A company has been formed by a group of Aberdeen men, the necessary capital has been raised, a plant site selected and production could be started on a limited scale within two weeks if materials were available, officials said.

The company would produce garbage cans — now the subject of national attention because of a country-wide shortage.

Government officials were so enthused over the new garbage receptacle that they immediately gave it an overall AAZX priority, a rating just below that of the army and navy. This priority is sufficient to obtain all the necessary metal, paint and waterproof glues — all critical materials but just misses on the really critical material — plywood.

Company officials believe the plywood product will be far superior to metal cans for a variety of reasons:

• It is stronger than the metal can.

• It is rust proof and acid-proof.

• It it dent-proof and doesn’t rattle.

• It weights only half as much.

50 years ago

March 19, 1968

Douglas Osheroff, son of Dr. and Mrs. William Osheroff of Aberdeen, has been awarded a National Science Foundation Fellowship, one of approximately 120 students in the United States to receive the award this year.

A graduate student and teaching assistant of Cornell University, Osheroff graduated in 1963 from Weatherwax High School. He graduated with honors from Cal Tech last June. In his graduate work at Cornell he is majoring in low temperature physics and is teaching engineering physics to sophomores at the same time.

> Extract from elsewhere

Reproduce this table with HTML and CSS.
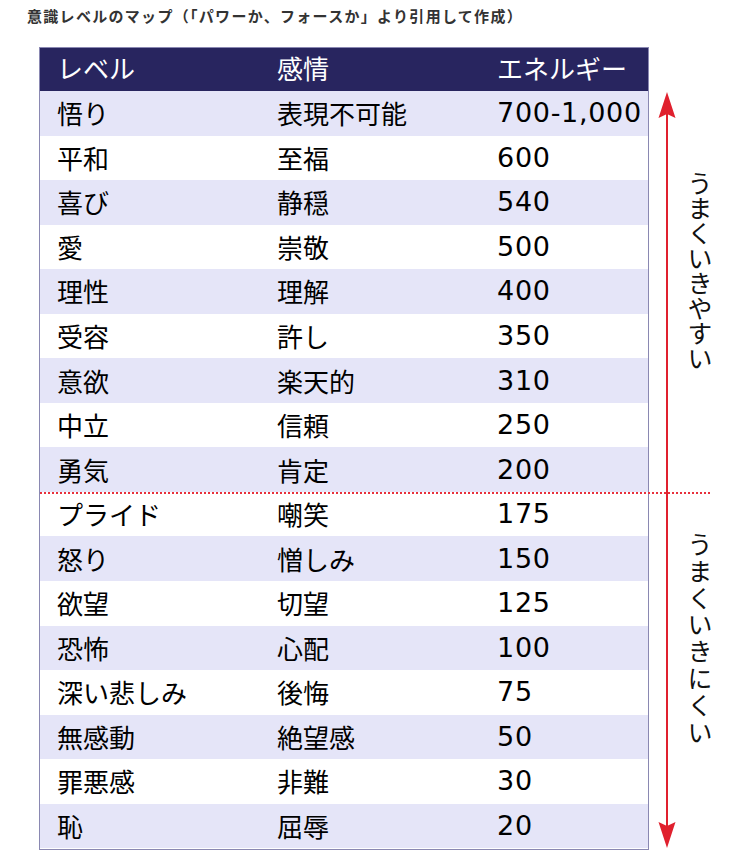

The fellowship pays up to $2,500 in tuition and fees and $2,000 for living expenses.

25 years ago

March 19, 1993

Washington Crab Producers Inc, a seafood processing company that is probably Westport’s largest employer, has been sold to an Oregon-based company in a transaction that will likely mean more seafood is processed locally.

The sale to Pacific Coast Seafoods of Warrenton, Ore., was effective Wednesday said Leif Andersen, a longtime manager and one of the principals in Washington Crab Processors.

For years, the company has been a major purchaser of crab, shrimp and bottomfish landed at Westport, but trucked the product to be processed elsewhere, Andersen said.

Now, that seafood will be processed at Westport, meaning additional jobs, and more hours for current employees.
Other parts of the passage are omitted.